The other challenge is cultural. Engineers who have spent their careers writing and reviewing documents need to think differently about how they capture and communicate information. Not everyone adapts easily. Some people genuinely prefer working with documents because that’s what they know. Forcing a methodology change without adequate training and support usually fails.
What Actually Gets Better
For organizations that successfully make the shift, certain chronic problems do improve. Finding current information becomes easier because there’s one authoritative source. Traceability stops being a manual burden and becomes something the tools maintain automatically. Impact analysis for changes gets more reliable because relationships between elements are explicit.
The time savings aren’t immediate.

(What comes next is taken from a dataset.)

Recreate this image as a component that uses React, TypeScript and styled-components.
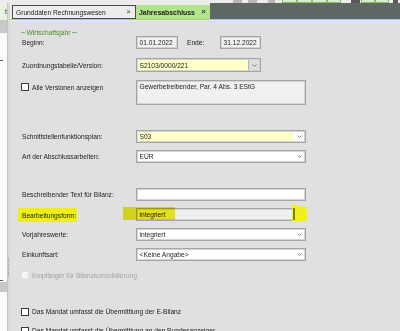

Initial modeling takes longer than initial document writing because more structure is required upfront. But over the project lifecycle, especially on long programs with lots of changes, the cumulative time saved on maintaining consistency and tracking impacts becomes substantial.
Perfect consistency and zero documentation problems aren’t realistic expectations. Models can have errors, tools have limitations, and people still make mistakes. But the failure modes are different and generally less catastrophic than the document chaos that plagues traditional approaches. Information is centralized rather than scattered, relationships are explicit rather than implicit, and changes propagate systematically rather than getting lost in forgotten file versions.
For projects dealing with the kind of complexity that modern systems demand, where hundreds of people need coordinated access to thousands of interconnected pieces of information, the document-based approach has basically hit its limits. Something has to change, and most organizations are finding that structured modeling approaches are the most viable path forward, even with all the implementation challenges they bring.